Looking for some advice and perspective.
Some background, I'm married w two kids and have a sister who is married w three. Our mom lives in thr general area and is remarried. 
Growing up our dad was jealous and abusive, occasionally violent. We saw more of our fair share of violence and shouting matches. When we were adolescents our mom left him and met some one else. Our stepfather wasn't abusive but was an alcoholic and my mom and him would have some massive arguments. During this whole time my mom was forced to work ALOT and we would spend plenty of time at home alone. 

As adults, we've learned to deal w our less than ideal childhood. My sister and I both have good marriages and good kids. She especially had some hard times coping with our parents mistakes and made plenty of her own as young adult. Mom and my sister have had their fair share of battles but have been closer because of it, my mom is also much closer to her kids than mine since she's spent so much time w her. 

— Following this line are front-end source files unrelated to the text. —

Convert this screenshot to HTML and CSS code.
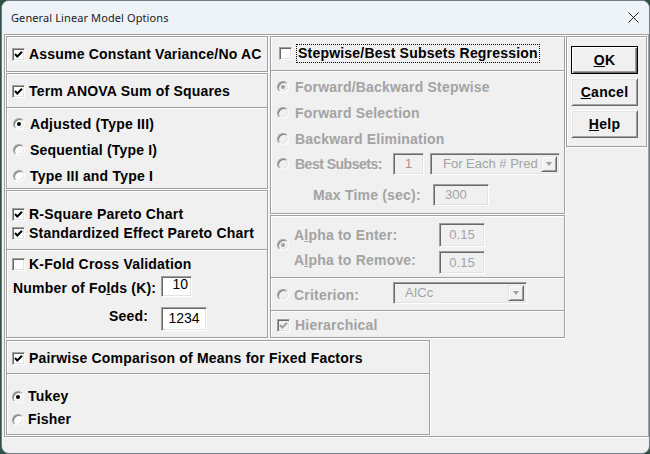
FILE: index.html
```html
<!DOCTYPE html>
<html lang="en">
<head>
    <meta charset="UTF-8">
    <title>General Linear Model Options</title>
    <link rel="stylesheet" href="styles.css">
</head>
<body>

<div class="window">
    <div class="titlebar">
        <span class="title">General Linear Model Options</span>
        <svg class="close" width="11" height="11" viewBox="0 0 11 11"><path d="M0.5 0.5L10.5 10.5M10.5 0.5L0.5 10.5" stroke="#1b1b1b" stroke-width="1"/></svg>
    </div>

    <div class="client">
        <div class="frame">
            <div class="top">

                <!-- left column -->
                <div class="col col-left">
                    <div class="panel p-variance">
                        <div class="sec s-variance">
                            <div class="row"><span class="chk"><svg width="11" height="11" viewBox="0 0 11 11"><path d="M2 5L4.3 7.5L9 2.8" fill="none" stroke="#000" stroke-width="2"/></svg></span>Assume Constant Variance/No AC</div>
                        </div>
                    </div>

                    <div class="panel p-anova">
                        <div class="sec s-anova-head">
                            <div class="row"><span class="chk"><svg width="11" height="11" viewBox="0 0 11 11"><path d="M2 5L4.3 7.5L9 2.8" fill="none" stroke="#000" stroke-width="2"/></svg></span>Term ANOVA Sum of Squares</div>
                        </div>
                        <div class="sec s-anova-type">
                            <div class="row r26"><span class="radio on"></span>Adjusted (Type III)</div>
                            <div class="row r26"><span class="radio"></span>Sequential (Type I)</div>
                            <div class="row r26"><span class="radio"></span>Type III and Type I</div>
                        </div>
                    </div>

                    <div class="panel p-plots">
                        <div class="sec s-pareto">
                            <div class="row r19"><span class="chk"><svg width="11" height="11" viewBox="0 0 11 11"><path d="M2 5L4.3 7.5L9 2.8" fill="none" stroke="#000" stroke-width="2"/></svg></span>R-Square Pareto Chart</div>
                            <div class="row r19"><span class="chk"><svg width="11" height="11" viewBox="0 0 11 11"><path d="M2 5L4.3 7.5L9 2.8" fill="none" stroke="#000" stroke-width="2"/></svg></span>Standardized Effect Pareto Chart</div>
                        </div>
                        <div class="sec s-kfold">
                            <div class="row r19"><span class="chk"></span>K-Fold Cross Validation</div>
                            <div class="row r-folds">
                                <span class="lbl lbl-folds">Number of Fo<u>l</u>ds (K):</span>
                                <span class="edit e-folds">10</span>
                            </div>
                            <div class="row r-seed">
                                <span class="lbl lbl-seed">Seed:</span>
                                <span class="edit e-seed">1234</span>
                            </div>
                        </div>
                    </div>
                </div>

                <!-- middle column -->
                <div class="col col-mid">
                    <div class="panel p-stepwise">
                        <div class="sec s-stepwise-head">
                            <div class="row"><span class="chk"></span><span class="focus">Stepwise/Best Subsets Regression</span></div>
                        </div>
                        <div class="sec s-stepwise dim">
                            <div class="row r26"><span class="radio on"></span>Forward/Backward Stepwise</div>
                            <div class="row r26"><span class="radio"></span>Forward Selection</div>
                            <div class="row r26"><span class="radio"></span>Backward Elimination</div>
                            <div class="row r-best">
                                <span class="radio"></span>
                                <span class="lbl lbl-best">Best Subsets:</span>
                                <span class="edit e-best">1</span>
                                <span class="combo c-best">
                                    <span class="combo-text">For Each # Pred</span>
                                    <span class="combo-btn"><span class="arrow"></span></span>
                                </span>
                            </div>
                            <div class="row r-maxtime">
                                <span class="lbl lbl-maxtime">Max Time (sec):</span>
                                <span class="edit e-maxtime">300</span>
                            </div>
                        </div>
                    </div>

                    <div class="panel p-alpha dim">
                        <div class="sec s-alpha">
                            <span class="radio on"></span>
                            <div class="alpha-fields">
                                <div class="row r-alpha">
                                    <span class="lbl lbl-alpha">A<u>l</u>pha to Enter:</span>
                                    <span class="edit e-alpha">0.15</span>
                                </div>
                                <div class="row r-alpha">
                                    <span class="lbl lbl-alpha lbl-remove">A<u>l</u>pha to Remove:</span>
                                    <span class="edit e-alpha e-remove">0.15</span>
                                </div>
                            </div>
                        </div>
                        <div class="sec s-criterion">
                            <div class="row">
                                <span class="radio"></span>
                                <span class="lbl lbl-criterion">Criterion:</span>
                                <span class="combo c-criterion">
                                    <span class="combo-text">AICc</span>
                                    <span class="combo-btn"><span class="arrow"></span></span>
                                </span>
                            </div>
                        </div>
                        <div class="sec s-hier">
                            <div class="row r19"><span class="chk"><svg width="11" height="11" viewBox="0 0 11 11"><path d="M2 5L4.3 7.5L9 2.8" fill="none" stroke="#a0a0a0" stroke-width="2"/></svg></span>Hierarchical</div>
                        </div>
                    </div>
                </div>

                <!-- buttons -->
                <div class="panel p-buttons">
                    <button class="btn default"><u>O</u>K</button>
                    <button class="btn"><u>C</u>ancel</button>
                    <button class="btn"><u>H</u>elp</button>
                </div>
            </div>

            <div class="panel p-pairwise">
                <div class="sec s-pairwise-head">
                    <div class="row"><span class="chk"><svg width="11" height="11" viewBox="0 0 11 11"><path d="M2 5L4.3 7.5L9 2.8" fill="none" stroke="#000" stroke-width="2"/></svg></span>Pairwise Comparison of Means for Fixed Factors</div>
                </div>
                <div class="sec s-pairwise">
                    <div class="row r23"><span class="radio on"></span>Tukey</div>
                    <div class="row r23"><span class="radio"></span>Fisher</div>
                </div>
            </div>
        </div>
    </div>
</div>

</body>
</html>
```

FILE: styles.css
```css
* {
    box-sizing: border-box;
}
body {
    margin: 0;
    background: #2b5243;
    font: bold 14px "Liberation Sans", Arial, sans-serif;
    color: #000;
}
.window {
    margin-left: 1px;
    width: 649px;
    height: 454px;
    border: 1px solid #6f7c86;
    border-radius: 8px;
    background: #f0f0f0;
    overflow: hidden;
}
.titlebar {
    height: 32px;
    display: flex;
    align-items: center;
    padding-left: 9px;
    background: #eef3f8;
}
.title {
    font: normal 11px "Noto Sans", "Open Sans", sans-serif;
    letter-spacing: 0.1px;
    color: #1a1a1a;
}
.close {
    margin-left: auto;
    margin-right: 10px;
}
.client {
    padding: 1px 0 0 2px;
}

/* etched group boxes */
.frame,
.panel {
    border: 1px solid #a0a0a0;
    box-shadow: inset 1px 1px 0 #fff, 1px 1px 0 #fff;
}
.frame {
    width: 645px;
    height: 403px;
    padding: 1px 0 0 1px;
}
.top {
    display: flex;
    align-items: flex-start;
}
.col {
    display: flex;
    flex-direction: column;
    gap: 1px;
}
.col-left {
    width: 262px;
}
.col-mid {
    width: 295px;
    margin-left: 2px;
}
.panel {
    display: flex;
    flex-direction: column;
}
.sec + .sec {
    border-top: 1px solid #a0a0a0;
    box-shadow: inset 0 1px 0 #fff;
}
.row {
    display: flex;
    align-items: center;
    line-height: 17px;
    letter-spacing: 0.2px;
    white-space: nowrap;
}
.r19 { height: 19px; }
.r23 { height: 23px; }
.r26 { height: 26px; }

.dim {
    color: #a3a3a3;
}

/* check boxes and radio buttons */
.chk {
    flex: none;
    width: 13px;
    height: 13px;
    margin-right: 4px;
    border: 1px solid;
    border-color: #a0a0a0 #fff #fff #a0a0a0;
    box-shadow: inset 1px 1px 0 #696969, inset -1px -1px 0 #e3e3e3;
    background: #fff;
    display: flex;
    align-items: center;
    justify-content: center;
}
.dim .chk {
    background: #f0f0f0;
}
.radio {
    flex: none;
    position: relative;
    width: 12px;
    height: 12px;
    margin-right: 5px;
    border-radius: 50%;
    border: 1px solid;
    border-color: #a0a0a0 #fff #fff #a0a0a0;
    box-shadow: inset 1px 1px 0 #808080, inset -1px -1px 0 #e3e3e3;
    background: #fff;
}
.dim .radio {
    background: #f0f0f0;
}
.radio.on::after {
    content: "";
    position: absolute;
    left: 3px;
    top: 3px;
    width: 4px;
    height: 4px;
    border-radius: 50%;
    background: #000;
}
.dim .radio.on::after {
    background: #a0a0a0;
}

/* edit fields and combo boxes */
.edit {
    flex: none;
    display: block;
    border: 1px solid;
    border-color: #a0a0a0 #fff #fff #a0a0a0;
    box-shadow: inset 1px 1px 0 #696969, inset -1px -1px 0 #e3e3e3;
    background: #fff;
    font-weight: normal;
    font-size: 13px;
    text-align: center;
    letter-spacing: 0;
}
.dim .edit {
    background: #f0f0f0;
}
.combo {
    flex: none;
    display: flex;
    height: 22px;
    padding: 2px;
    border: 1px solid;
    border-color: #a0a0a0 #fff #fff #a0a0a0;
    box-shadow: inset 1px 1px 0 #696969, inset -1px -1px 0 #e3e3e3;
    background: #f0f0f0;
    font-weight: normal;
    font-size: 13px;
    letter-spacing: 0;
}
.combo-text {
    flex: 1;
    line-height: 16px;
}
.combo-btn {
    width: 16px;
    height: 16px;
    border: 1px solid;
    border-color: #e3e3e3 #696969 #696969 #e3e3e3;
    box-shadow: inset 1px 1px 0 #fff, inset -1px -1px 0 #a0a0a0;
    display: flex;
    align-items: center;
    justify-content: center;
}
.arrow {
    width: 0;
    height: 0;
    border-left: 3.5px solid transparent;
    border-right: 3.5px solid transparent;
    border-top: 4px solid #a0a0a0;
}

/* left column */
.p-variance { height: 36px; }
.s-variance {
    height: 34px;
    padding-left: 5px;
    display: flex;
}
.p-anova { height: 116px; }
.s-anova-head {
    height: 33px;
    padding: 1px 0 0 5px;
    display: flex;
}
.s-anova-type {
    height: 81px;
    padding: 3px 0 0 6px;
}
.p-plots { height: 148px; }
.s-pareto {
    height: 58px;
    padding: 14px 0 0 5px;
}
.s-kfold {
    height: 88px;
    padding: 5px 0 0 5px;
}
.lbl {
    flex: none;
}
.lbl-folds {
    width: 148px;
    margin-left: 1px;
    padding-top: 4px;
}
.r-folds {
    margin-top: 2px;
    height: 21px;
}
.e-folds {
    width: 31px;
    height: 21px;
    line-height: 14px;
    text-align: right;
    padding-right: 3px;
    font-size: 14px;
}
.r-seed {
    margin-top: 10px;
    height: 24px;
}
.lbl-seed {
    width: 149px;
    text-align: right;
    padding: 0 13px 5px 0;
}
.e-seed {
    width: 46px;
    height: 24px;
    line-height: 20px;
    font-size: 14px;
}

/* middle column */
.p-stepwise { height: 178px; }
.s-stepwise-head {
    height: 33px;
    padding-left: 8px;
    display: flex;
}
.focus {
    border: 1px dotted #000;
    padding: 0 1px;
    line-height: 17px;
}
.s-stepwise {
    height: 143px;
    padding: 3px 0 0 6px;
}
.s-stepwise .radio,
.p-alpha .radio {
    margin-right: 6px;
}
.r-best {
    height: 24px;
}
.lbl-best {
    width: 98px;
    letter-spacing: -0.5px;
}
.e-best {
    width: 31px;
    height: 22px;
    line-height: 20px;
    color: #b09090;
}
.c-best {
    width: 130px;
    margin-left: 6px;
}
.c-best .combo-text {
    padding-left: 10px;
}
.r-maxtime {
    margin-top: 8px;
    height: 22px;
}
.lbl-maxtime {
    width: 120px;
    margin-left: 36px;
}
.e-maxtime {
    width: 56px;
    height: 22px;
    line-height: 20px;
    text-align: left;
    padding-left: 11px;
}

.p-alpha { height: 123px; }
.s-alpha {
    height: 61px;
    padding: 7px 0 0 6px;
    display: flex;
    align-items: flex-start;
}
.s-alpha .radio {
    margin: 16px 5px 0 0;
}
.alpha-fields {
    display: flex;
    flex-direction: column;
    gap: 4px;
}
.lbl-alpha {
    width: 145px;
}
.lbl-remove {
    padding-bottom: 4px;
}
.e-alpha {
    width: 46px;
    height: 24px;
    line-height: 22px;
}
.e-remove {
    height: 23px;
}
.s-criterion {
    height: 33px;
    padding: 4px 0 0 6px;
}
.s-criterion .row {
    height: 22px;
}
.s-criterion .radio {
    margin-top: 4px;
    margin-right: 5px;
}
.lbl-criterion {
    width: 99px;
    padding-top: 4px;
}
.c-criterion {
    width: 134px;
}
.c-criterion .combo-text {
    padding-left: 9px;
}
.s-hier {
    height: 27px;
    padding: 5px 0 0 6px;
}
.s-hier .chk {
    margin-right: 5px;
}

/* buttons */
.p-buttons {
    width: 81px;
    height: 111px;
    margin-left: 1px;
    padding: 9px 0 0 4px;
    gap: 4px;
}
.btn {
    width: 67px;
    height: 28px;
    padding: 0;
    border: 1px solid;
    border-color: #fff #696969 #696969 #fff;
    box-shadow: inset 1px 1px 0 #e3e3e3, inset -1px -1px 0 #a0a0a0;
    background: #f0f0f0;
    font: bold 14px "Liberation Sans", Arial, sans-serif;
    letter-spacing: 0.3px;
    color: #000;
}
.btn.default {
    border: 1px solid #000;
    box-shadow: inset 1px 1px 0 #fff, inset -1px -1px 0 #696969, inset -2px -2px 0 #a0a0a0;
}

/* pairwise comparisons */
.p-pairwise {
    width: 424px;
    height: 95px;
    margin-top: 2px;
}
.s-pairwise-head {
    height: 32px;
    padding: 2px 0 0 5px;
    display: flex;
}
.s-pairwise {
    height: 61px;
    padding: 11px 0 0 5px;
}
.s-pairwise .radio {
    margin-right: 4px;
}
```
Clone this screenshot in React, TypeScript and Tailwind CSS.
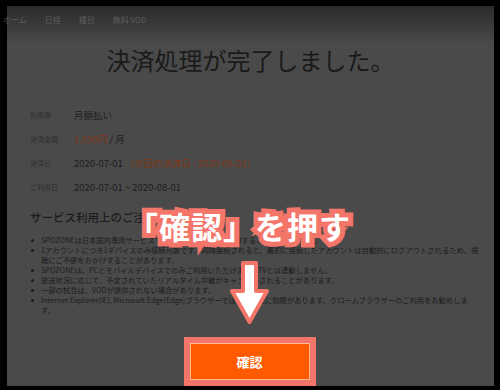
import React from "react";

const F = { fontFamily: '"Noto Sans CJK JP", "Noto Sans", sans-serif' };

const bullets: string[][] = [
  ["SPOZONEは日本国内専用サービスです。日本国外からご利用することはできません。"],
  [
    "1アカウントにつき1デバイスのみ接続可能です。同時接続されると、最初に接続したアカウントは自動的にログアウトされるため、視",
    "聴にご不便をおかけすることがあります。",
  ],
  ["SPOZONEは、PCとモバイルデバイスでのみご利用いただけます。TVとは連動しません。"],
  ["放送状況に応じて、予定されていたリアルタイム中継がキャンセルされることがあります。"],
  ["一部の試合は、VODが提供されない場合があります。"],
  [
    "Internet Explorer(IE), Microsoft Edge(Edge)ブラウザーでは一部機能に制限があります。クロームブラウザーのご利用をお勧めしま",
    "す。",
  ],
];

export default function App() {
  return (
    <div className="relative w-[500px] h-[390px] bg-black overflow-hidden" style={F}>
      <div className="ml-[7px] mt-[6px] w-[487px] h-[380px] flex flex-col bg-[linear-gradient(to_bottom,#2a2a2a_0px,#4a4a4a_38px,#4a4a4a_100%)]">
        {/* nav */}
        <div className="flex gap-[18px] -ml-[4px] pt-[9px] text-[8px] leading-[10px] text-[#5c5c5c] whitespace-nowrap">
          <span>ホーム</span>
          <span>日程</span>
          <span>種目</span>
          <span>無料 VOD</span>
        </div>

        {/* title */}
        <div className="mt-[20px] text-center text-[24px] leading-[30px] text-[#1a1a1a] whitespace-nowrap">
          決済処理が完了しました。
        </div>

        {/* info rows */}
        <div className="mt-[28px] pl-[23px] flex flex-col">
          <div className="flex items-center h-[24px]">
            <span className="w-[44px] text-[7px] text-[#2e2e2e]">利用券</span>
            <span className="text-[9.5px] text-[#1c1c1c]">月額払い</span>
          </div>
          <div className="flex items-center h-[24px]">
            <span className="w-[44px] text-[7px] text-[#2e2e2e]">決済金額</span>
            <span className="text-[9.5px] text-[#1c1c1c]">
              <span className="text-[#7e3818]">1,650円</span> / 月
            </span>
          </div>
          <div className="flex items-center h-[24px]">
            <span className="w-[44px] text-[7px] text-[#2e2e2e]">決済日</span>
            <span className="text-[9.5px] text-[#1c1c1c]">2020-07-01</span>
            <span className="ml-[8px] text-[9.5px] text-[#7e3818]">(次回の決済日 : 2020-08-01)</span>
          </div>
          <div className="flex items-center h-[24px]">
            <span className="w-[44px] text-[7px] text-[#2e2e2e]">ご利用日</span>
            <span className="text-[9.5px] text-[#1c1c1c]">2020-07-01 ~ 2020-08-01</span>
          </div>
        </div>

        {/* notes */}
        <div className="mt-[10px] pl-[23px] text-[11.5px] leading-[16px] font-medium text-[#1c1c1c]">
          サービス利用上のご注意
        </div>
        <div className="mt-[10px] pl-[23px] flex flex-col text-[7.3px] leading-[10px] text-[#1c1c1c]">
          {bullets.map((lines, i) => (
            <div key={i} className="flex items-start">
              <div className="w-[11px] shrink-0">
                <div className="ml-[1px] mt-[4px] w-[3px] h-[3px] rounded-full bg-[#1c1c1c]" />
              </div>
              <div className="flex flex-col">
                {lines.map((l, j) => (
                  <span key={j} className="whitespace-nowrap">
                    {l}
                  </span>
                ))}
              </div>
            </div>
          ))}
        </div>

        {/* button */}
        <div className="mt-auto self-center -translate-x-[1px] p-[6px] bg-[#f4766a]">
          <button className="w-[120px] h-[37px] bg-[#ff5a00] border border-[#ffb896] text-white text-[13px] font-bold flex items-center justify-center">
            確認
          </button>
        </div>
      </div>

      {/* callout */}
      <div className="absolute left-[127px] top-[210px] grid text-[31px] leading-[31px] font-bold tracking-[1px] whitespace-nowrap">
        <span className="[grid-area:1/1] text-[#f4766a] [-webkit-text-stroke:10px_#f4766a]">「確認」を押す</span>
        <span className="[grid-area:1/1] text-white">「確認」を押す</span>
      </div>

      {/* arrow */}
      <svg className="absolute left-[226px] top-[258px]" width="48" height="70" viewBox="0 0 48 70">
        <polygon
          points="17,5 30,5 30,33 41,33 23.5,64 6,33 17,33"
          fill="#ffffff"
          stroke="#f4766a"
          strokeWidth="4"
          strokeLinejoin="round"
        />
      </svg>
    </div>
  );
}
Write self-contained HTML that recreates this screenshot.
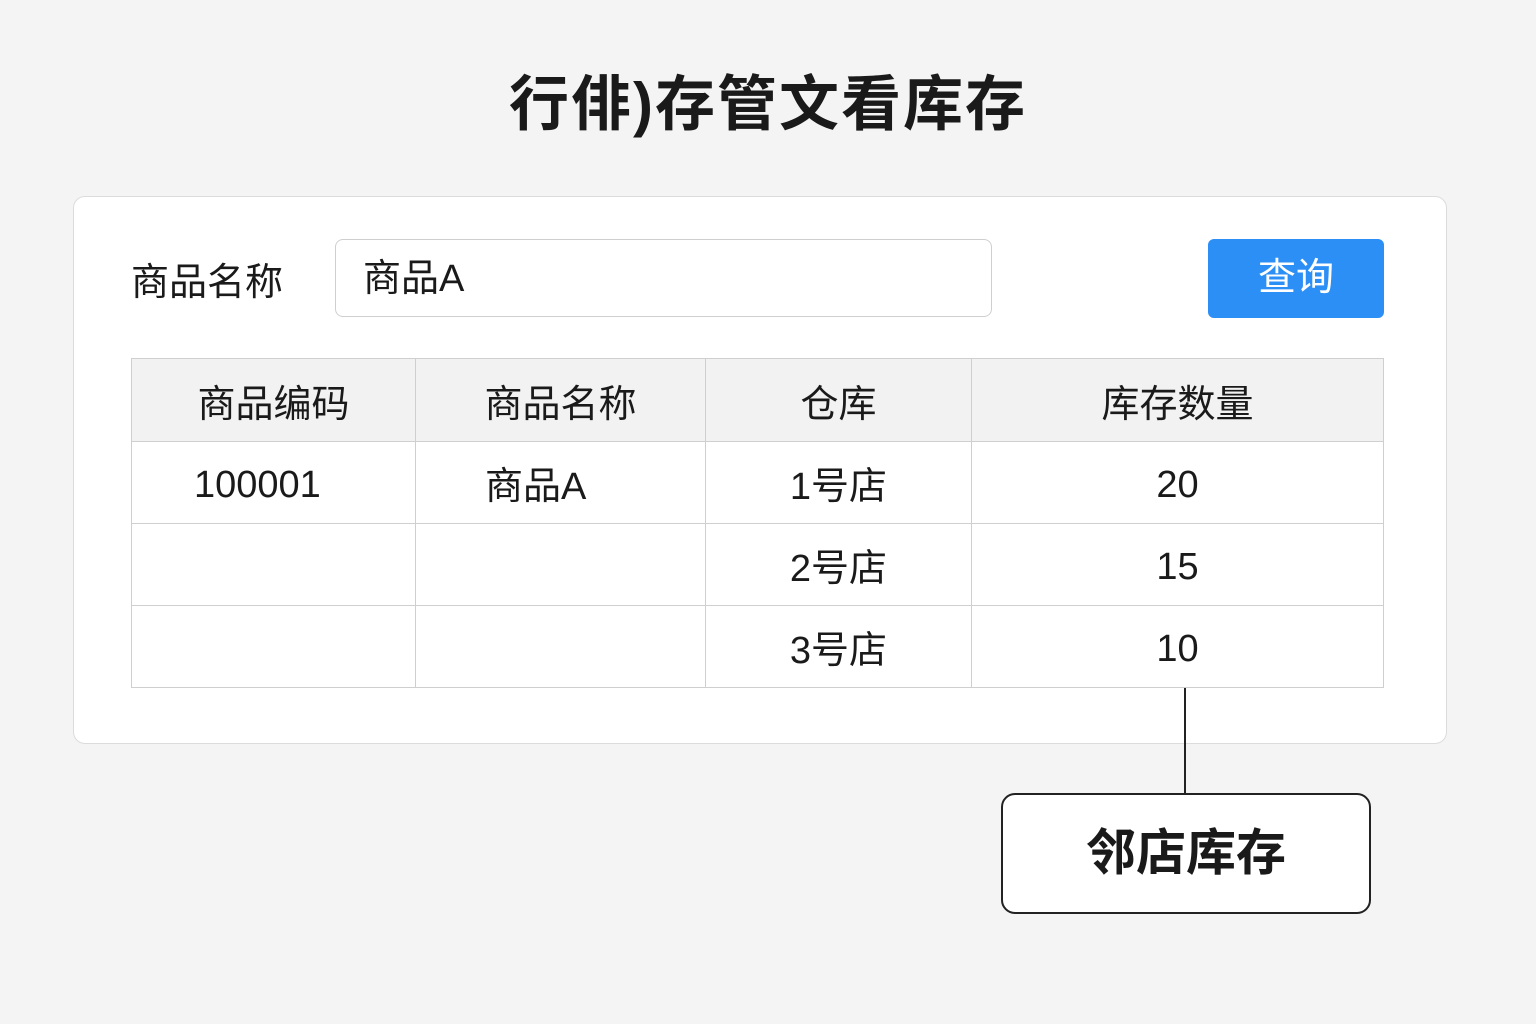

Recently my sister has started her dream job as a flight attendant, much to the chagrin of our mom. but it isn't just a disagreement about a choice of career, my mom has gone completely overboard w her opinion of this choice. She will constantly pester and text my sister, telling her what a horrible and selfish mother she is, and how her husband must not be much of a man if he's going along w this (he's very supportive). our mom has become very ornery and disruptive to the point where her my sister don't speak any longer and I keep my distance too. Mom has even begun to threaten to call child services on my sister. She is saying things and causing rifts that will take yrs to heal cause she doesn't trust my sister and is projecting her
own guilt about all the mistakes she's made. 
Which leads to my role. Even as a kid, I was always the rock of the family and expected to give advice. mom's over reaction to this choice of my sisters is digging up some old feelings for me and I see myself just wanting to call my mom up and cuss her out for being such a graceless hypocrite. I don't want to throw fuel to the fire but but I want us to get along and be happy again, not in this state of tension. We've gone through so much and it upsets me to see my mom turn everthing upside down gain. 
looking for some advice guidance


----------



## dental (Apr 16, 2014)

Stop fulfilling the role that you had in childhood. Don't be a rescuer. Distance yourself from mama. Next step (most important step to get away from the childhood role): disappoint your mother. This way you will obtain the appropriate distance, since you are your own woman now. Don't take sh*t. Good luck.


----------



## dental (Apr 16, 2014)

I'm sorry, i meant *man* :smthumbup::smthumbup:


----------



## turnera (Jan 22, 2010)

effess said:


> I see myself just wanting to call my mom up and cuss her out for being such a graceless hypocrite.


Do it.

Once.

And then share with your sister what you can learn here about how she can remove herself from her mom's 'circle' until her mom becomes safe again.


----------



## effess (Nov 20, 2009)

Well I did it. I didn't cuss her out, but I did share my anger and disappointment with my mom on how she's chosen to approach this matter. I've even revealed how this has dug up some old feelings for me on my anger about my own childhood.
Predictably, my mom feels attacked and has been defensive. Vasxilating between she's a product of her own poor childhood, to putting all the blame on my sister to acting as she's championing my sisters kids right to have a full time mom. We've been going back and forth by text for days. 
She refuses to admit that she has been heavy-handed in her dealings with my sister or that she has been the protagonist in this entire drama. She continually portrays herself as the victim. 
She insists we talk in person to air all this drama out, but I'm reluctant. Not because I want to avoid conflict, but I know what's it's like to argue in person with her. She cries and makes a big scene, talks over me and I can barely get a word in edge-wise. Plus I don't want to argue in front of my kids. It's a bad habit my wife and I already have I would prefer to do less of it if I can, not more. 
At the end of the day, time will tell whose right between my mom and sister about her choice of career and thr sacrifices involved. They both have very different ideas on how much time she'll spend away from home. I trust my sister to do what's right for her family and my mom does not, and thr time required in this chapter of drama to resolve itself will be in all of our hands.


----------



## turnera (Jan 22, 2010)

In the end, your sister is an adult, and it's no longer her mom's place to get in the middle of it. Your sister has to learn to walk away if her mom won't drop it.


----------